Methodology in Social Morality
Up to Vatican II, morality in the Catholic Church had a rigid legal approach. There were rules for all human behaviour, with clear penalties prescribed for when they were broken. Since Vatican II, there has been a radical change in how the Magisterium formulates its teachings on economic, political and social matters. A good example is Centesimus Annus (“The Hundredth Year”, published on the hundredth anniversary of Rerum Novarum, “Of New Things” in 1891). In this 1991 document John Paul IIconsulted experts on economic matters. He condemned communism and rampant capitalism in the same document with a strong emphasis on how wealth is created and distributed. Solidarity with others is a key motif in all these documents. This methodology clearly reflects Gospel values of solidarity and justice. It draws on the tradition which began with the first social encyclical in 1891, it is open to contemporary thinking and expertise and has justice as a primary focus.
Similarly in Laudate Si, the recent encyclical on the environment, Pope Francis consulted experts in many disciplines.

Sexual morality
Issues such as contraception, in vitro fertilisation, homosexual expressions of physical love and other issues in sexual morality especially in relation to human reproduction are not present in the Gospel. Even the few references to divorce are disputed by biblical scholars and need to be read in their historical and cultural context. Augustinian thinking on marriage and procreation dominates the current teachings. For Augustine, the sole purpose of marriage was procreation. Vatican II reached a different understanding.
“But marriage was not instituted solely for the procreation of children: its nature as an indissoluble covenant between two people and the good of the children demand that the mutual love of the partners be properly expressed, that it should grow and mature”. [Gaudium et Spes, paragraph 50]
It is interesting that the phrases “two people” and “partners” are used here!
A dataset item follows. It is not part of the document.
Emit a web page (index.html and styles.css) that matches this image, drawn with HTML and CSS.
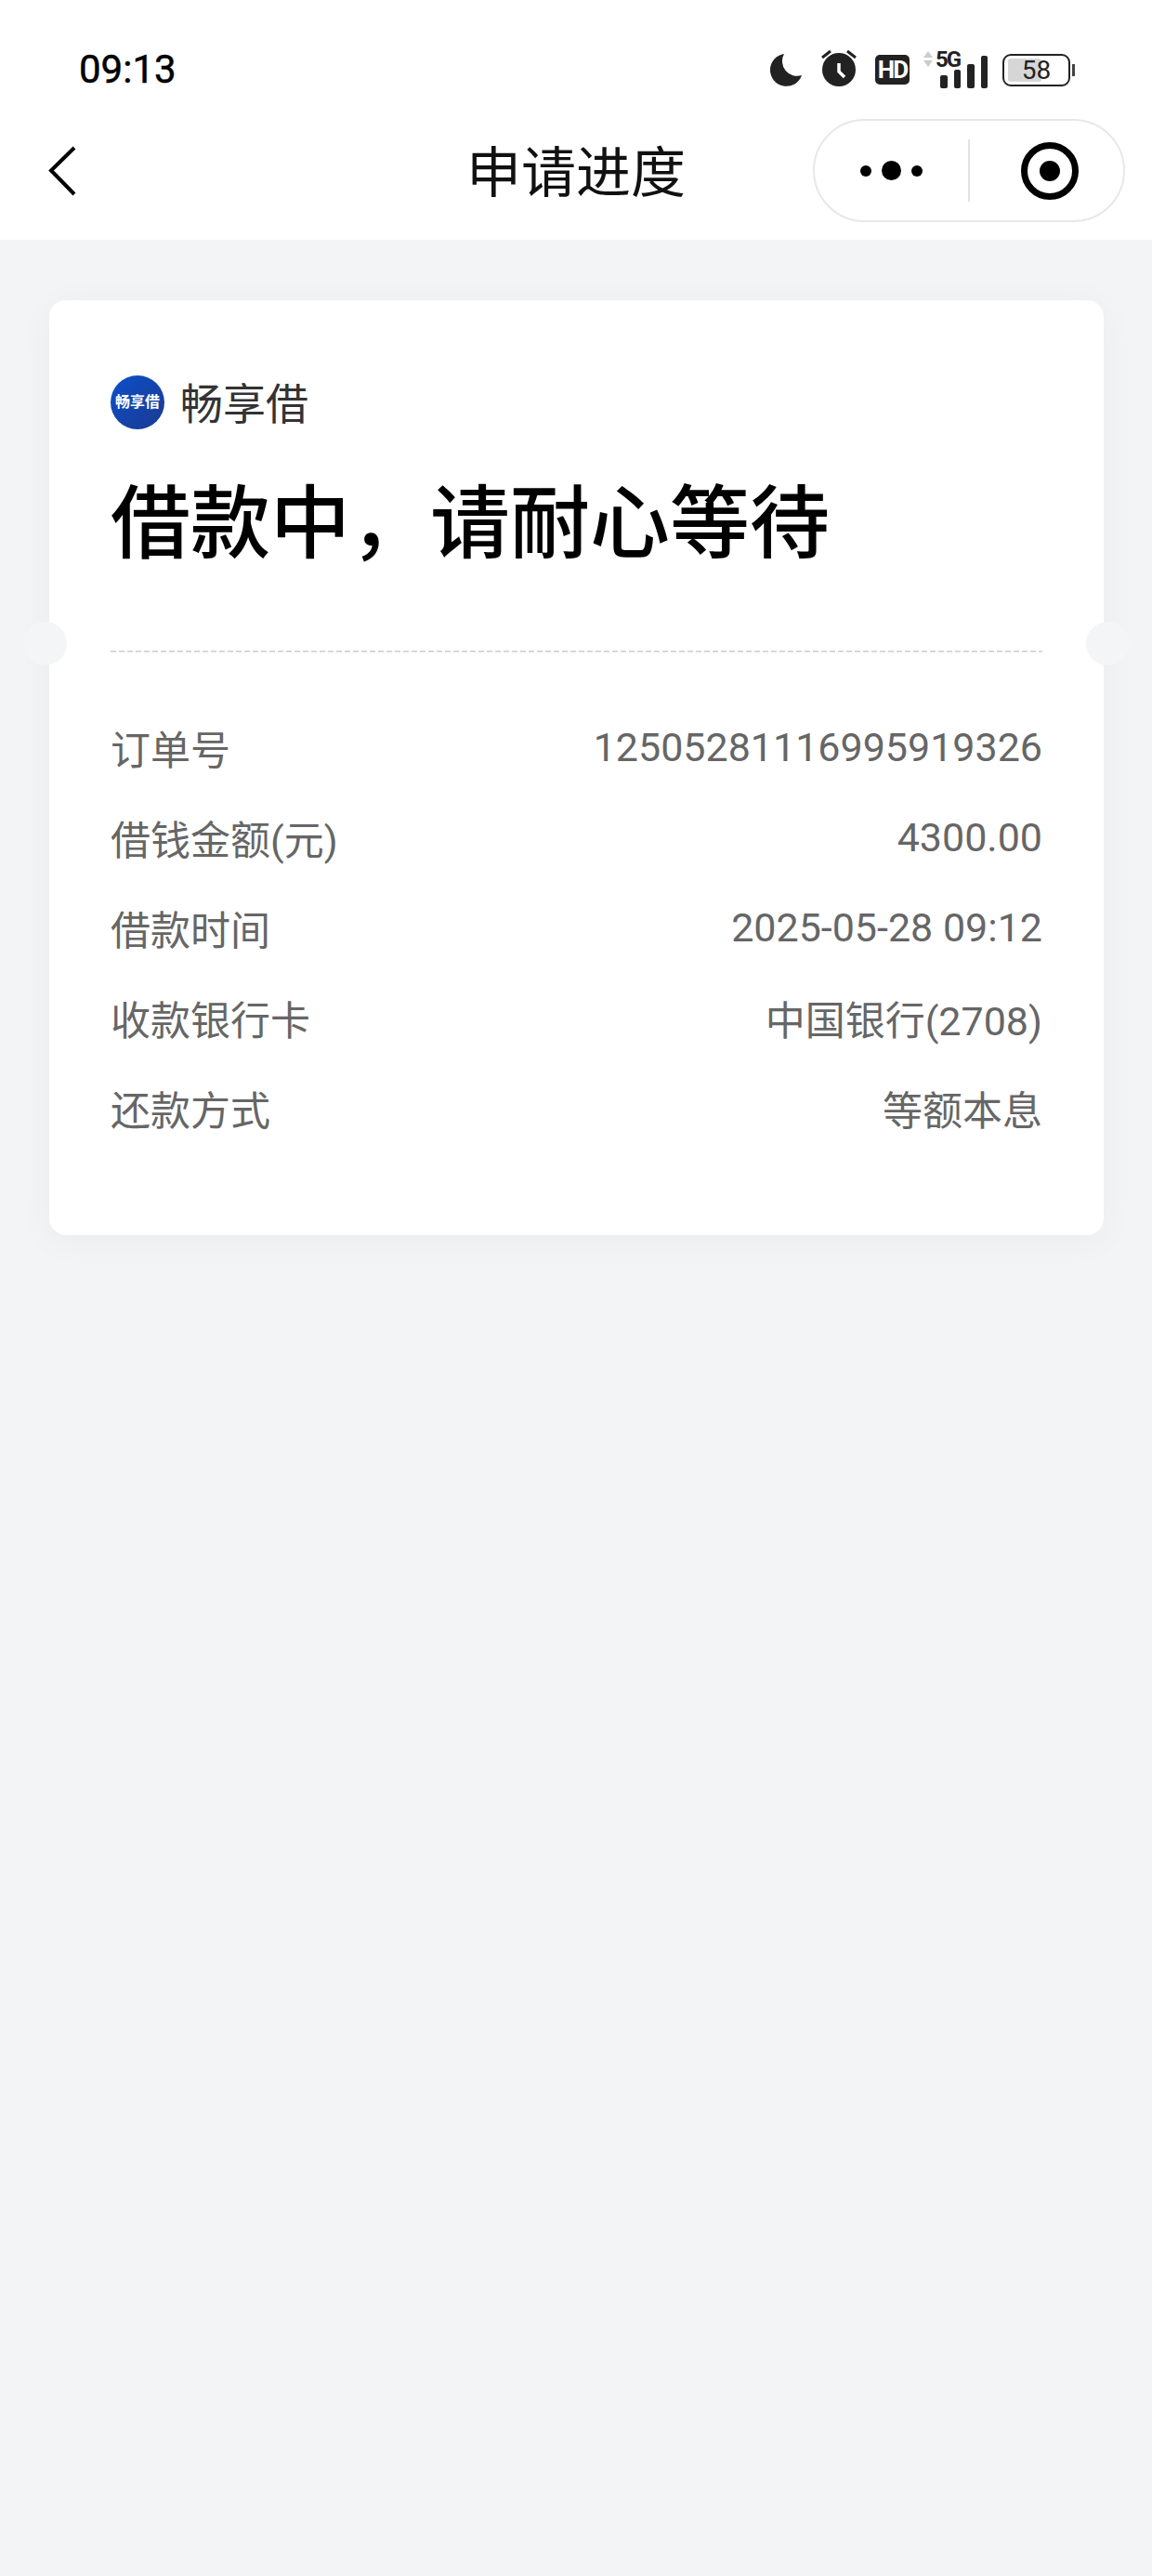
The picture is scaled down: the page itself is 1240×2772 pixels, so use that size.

On contraception the same paragraph says:
“....it also involves taking into consideration their own well-being and the well-being of their children already born or yet to come, being able to read the signs of the times and access their own situation on the material and spiritual level, and, finally, an estimation of the good of the family, of society, and of the church. It is the married couple themselves who must in the last analysis arrive at these judgments before God”.
Contraception, as we know, was taken off the agenda of the council. The twenty theologians entrusted with writing the encyclical changed the instruction on contraception in line with these reflections of Vatican II. Unfortunately, as we also know, Paul VI ordered the original group to disband and the published encyclical, Humanae Vitae reiterated the traditional stance.
What had brought about the change in thinking which led to the first encyclical were the contributions of committed American Catholics who were invited to speak to the theologians and in doing so reflected the living reality of married life.

The articulation of church teaching in the twentieth century in many areas, outside sexual morality, reflects in dialogue with scripture, tradition, sources in other disciplines such as philosophy, sociology, economics, current awareness of human rights and most significantly, the life experience of people. It recognises all human behaviour is complicated and multi-factored and therefore moral theology and teaching is of necessity, interdisciplinary.

If such approaches were reflected in sexual moral teachings, we would have a very different and more humane sexual morality. It would not be based on Aquinas’ natural law theory which declared that the mouth was for eating, the sexual organs for reproduction and led him to conclusions such as that masturbation was worse than rape because the seed was lost in masturbation but not in rape.

A New Theology of Sexual Morality
Sean Fagan, Lisa Sowle Cahill and Margaret Fairley have advocated such a theological approach to formulate a new sexual ethics: a theology in dialogue with the world, with the lived experience of the whole church community. An ethic based on justice, respect for persons as sexual beings, with a starting premise of do no harm, relationships built on mutual consent, commitment and fruitfulness in its widest meaning.